Beast Boy alone is an impressive challenge, requiring an almost manga-esque look for the hyperactive hero and a slew of animals, ranging from the cartooned to the photorealistic, but he’s also the most obvious and, in a way, the least interesting example of Meyer’s artistic consideration. Raven leans into the same look as Beast Boy but with a harsher edge and an interlude that further demonstrates the range of this title. Starfire is more than a little bit lean, especially to any Perez purists out there, but she and everything around her actually feel tropical, mixing heat and lapping waves into the look of every panel. Kid Flash mixes the two looks, capturing Wally’s swaggering confidence and intense determination. And, not least of all, these pages also show that Meyers can draw expression on a black face, a skill that I so wish I didn’t think of as a positive deviation, but is welcome nonetheless.

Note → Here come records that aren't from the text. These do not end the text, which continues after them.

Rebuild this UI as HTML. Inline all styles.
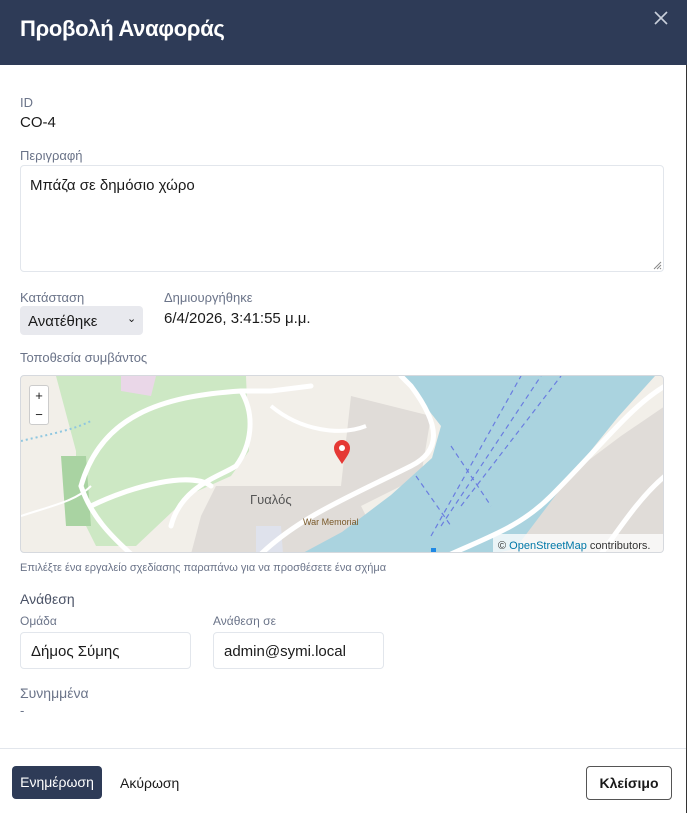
<!DOCTYPE html>
<html><head><meta charset="utf-8"><style>
*{box-sizing:border-box;margin:0;padding:0}
body{width:687px;height:813px;background:#fff;font-family:"Liberation Sans",sans-serif;color:#1a1a1a;position:relative;overflow:hidden}
.hdr{position:absolute;left:0;top:0;width:687px;height:65px;background:#2e3b57}
.hdr h1{position:absolute;left:20px;top:16px;font-size:22px;font-weight:bold;color:#fff;letter-spacing:-0.3px}
.lbl{position:absolute;font-size:13px;color:#6b7489}
.val{position:absolute;font-size:15px;color:#1a1a1a}
.box{position:absolute;border:1px solid #e2e6ec;border-radius:4px;background:#fff}
.rb{position:absolute;right:0;top:65px;width:1px;height:748px;background:#333}
</style></head><body>
<div class="hdr"><h1>Προβολή Αναφοράς</h1>
<svg style="position:absolute;left:654px;top:11px" width="14" height="14"><path d="M1 1L13 13M13 1L1 13" stroke="#c9cfdb" stroke-width="1.6"/></svg></div>
<div class="lbl" style="left:20px;top:95px">ID</div>
<div class="val" style="left:20px;top:114px">CO-4</div>
<div class="lbl" style="left:20px;top:148px">Περιγραφή</div>
<div class="box" style="left:20px;top:165px;width:644px;height:107px"><div style="position:absolute;left:9px;top:11px;font-size:15px">Μπάζα σε δημόσιο χώρο</div>
<svg style="position:absolute;right:1px;bottom:1px" width="10" height="10"><path d="M9 2L2 9M9 5L5 9M9 8L8 9" stroke="#888" stroke-width="1"/></svg></div>
<div class="lbl" style="left:20px;top:290px">Κατάσταση</div>
<div style="position:absolute;left:20px;top:306px;width:123px;height:29px;background:#e8e9ee;border-radius:4px"><span style="position:absolute;left:8px;top:7px;font-size:15px">Ανατέθηκε</span><span style="position:absolute;left:107px;top:6px;font-size:11px">⌄</span></div>
<div class="lbl" style="left:164px;top:290px">Δημιουργήθηκε</div>
<div class="val" style="left:164px;top:310px">6/4/2026, 3:41:55 μ.μ.</div>
<div class="lbl" style="left:20px;top:350px">Τοποθεσία συμβάντος</div>
<div style="position:absolute;left:20px;top:375px;width:644px;height:178px;border:1px solid #d6d9de;border-radius:4px;overflow:hidden;background:#f2efe9">
<svg width="644" height="178" style="position:absolute;left:0;top:0">
<polygon points="35,0 225,0 228,75 210,100 170,118 115,170 75,170 55,130 55,75" fill="#cde8c4"/>
<polygon points="100,0 135,0 130,20 100,15" fill="#ead7e8"/>
<polygon points="40,80 65,80 70,150 45,150" fill="#a9d3a2"/>
<polygon points="195,110 330,110 350,150 300,178 170,178 180,140" fill="#e0dcd8"/>
<polygon points="330,20 410,40 400,100 340,130 320,110" fill="#e0dcd8"/>
<polygon points="470,178 520,120 600,60 644,30 644,178" fill="#e0dcd8"/>
<polygon points="378,0 634,0 597,41 547,103 494,173 470,178 280,178 321,156 370,119 411,82 420,50 387,8" fill="#aad3df"/>
<polygon points="235,150 260,150 262,178 235,178" fill="#dfe2ec"/>
<g fill="none" stroke="#fff" stroke-width="5" stroke-linecap="round">
<path d="M60,110 C80,40 140,20 220,15 L250,15 L290,10"/>
<path d="M220,15 C235,40 230,70 215,90 C200,100 160,110 150,150"/>
<path d="M60,110 C70,140 90,160 110,178"/>
<path d="M70,130 C110,110 170,95 190,110"/>
<path d="M240,178 C280,140 330,120 390,90 C420,75 420,50 390,10 L380,0"/>
<path d="M430,178 C470,160 500,150 530,120 C580,70 610,30 644,10"/>
<path d="M580,178 C600,150 620,120 644,100"/>
</g>
<path d="M250,30 C280,55 320,60 345,50" stroke="#fff" stroke-width="4" fill="none"/>
<g stroke="#6a7de0" stroke-width="1.2" stroke-dasharray="5,4" fill="none">
<path d="M410,160 L500,0"/><path d="M420,150 L520,0"/><path d="M440,130 L540,0"/><path d="M430,70 L470,130"/><path d="M395,100 L430,150"/>
</g>
<path d="M0,65 C20,60 50,55 70,45" stroke="#8fc7e0" stroke-width="2" stroke-dasharray="2,3" fill="none"/>
<path d="M0,140 C30,130 55,125 70,110" stroke="#fff" stroke-width="2" fill="none"/>
<path d="M321,88 C316,80 313,77 313,72 a8,8 0 0 1 16,0 c0,5 -3,8 -8,16z" fill="#e53935"/>
<circle cx="321" cy="72" r="3" fill="#fff"/>
<text x="229" y="128" font-size="13" fill="#555" font-family="Liberation Sans">Γυαλός</text>
<text x="282" y="149" font-size="9" fill="#7a5a2a" font-family="Liberation Sans">War Memorial</text>
<rect x="410" y="172" width="5" height="6" fill="#1e88e5"/>
<rect x="472" y="158" width="172" height="20" fill="rgba(255,255,255,0.75)"/>
<text x="477" y="173" font-size="11" fill="#333" font-family="Liberation Sans">© <tspan fill="#0078a8">OpenStreetMap</tspan> contributors.</text>
</svg>
<div style="position:absolute;left:8px;top:9px;width:20px;height:40px;background:#fff;border:1px solid #ccc;border-radius:3px;font-size:13px;text-align:center;line-height:19px">+<br>−</div>
</div>
<div style="position:absolute;left:20px;top:562px;font-size:11px;color:#6b7489">Επιλέξτε ένα εργαλείο σχεδίασης παραπάνω για να προσθέσετε ένα σχήμα</div>
<div style="position:absolute;left:20px;top:591px;font-size:14px;color:#4a5266">Ανάθεση</div>
<div class="lbl" style="left:20px;top:614px;font-size:12px">Ομάδα</div>
<div class="lbl" style="left:213px;top:614px;font-size:12px">Ανάθεση σε</div>
<div class="box" style="left:20px;top:632px;width:171px;height:37px"><span style="position:absolute;left:10px;top:10px;font-size:15px">Δήμος Σύμης</span></div>
<div class="box" style="left:213px;top:632px;width:171px;height:37px"><span style="position:absolute;left:10px;top:10px;font-size:15px">admin@symi.local</span></div>
<div class="lbl" style="left:20px;top:685px;font-size:14px">Συνημμένα</div>
<div class="lbl" style="left:20px;top:703px">-</div>
<div style="position:absolute;left:0;top:748px;width:687px;height:1px;background:#e2e6ec"></div>
<div style="position:absolute;left:12px;top:766px;width:90px;height:33px;background:#2e3b57;border-radius:4px;color:#fff;font-size:14px;text-align:center;line-height:33px">Ενημέρωση</div>
<div style="position:absolute;left:120px;top:775px;font-size:14px">Ακύρωση</div>
<div style="position:absolute;left:586px;top:766px;width:86px;height:34px;border:1px solid #555;border-radius:4px;font-size:14px;font-weight:bold;text-align:center;line-height:32px">Κλείσιμο</div>
<div class="rb"></div>
</body></html>
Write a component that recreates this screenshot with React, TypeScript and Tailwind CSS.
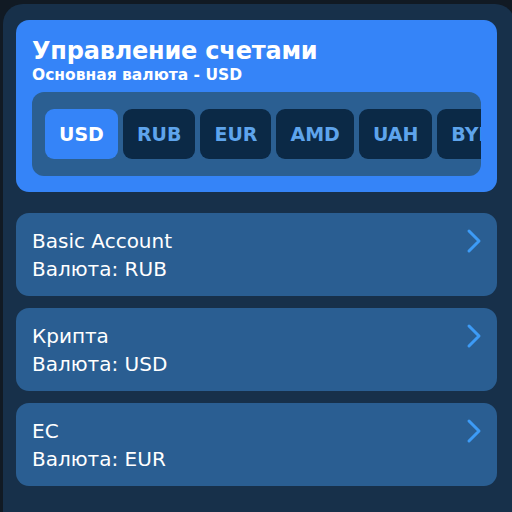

Charalampidis is also something of a superstar this issue and he and Meyers’ work mesh cleanly and easily. Charalampidis brings a bright, classic vibe to the book while tweaking it to suit modernity. The use of outlines and lighting effects in concert with Meyer’s own strong lines is great and helps each panel read clearly and with strong emotion.
If Teen Titans: Rebirth was intended to build excitement for the upcoming series, it is an enormous success. Percy and Meyer have a firm and loving handle on these characters and their trajectories. Solid dialogue wrestles with an intentionally shallow plot to provide an appealing entry point into this series and an argument as to why this creative team can be entrusted with the future of DC. Adding in Meyers and Charalampidis’ powerhouse artistic team only shores up the telling and the draw of this latest incarnation of the Titans.
There may not be a huge amount behind these introductions as standalone stories, but this issue makes it abundantly clear that they were never, and could never, be intended as such. Teen Titans: Rebirth understands the word at the core of the franchise: together.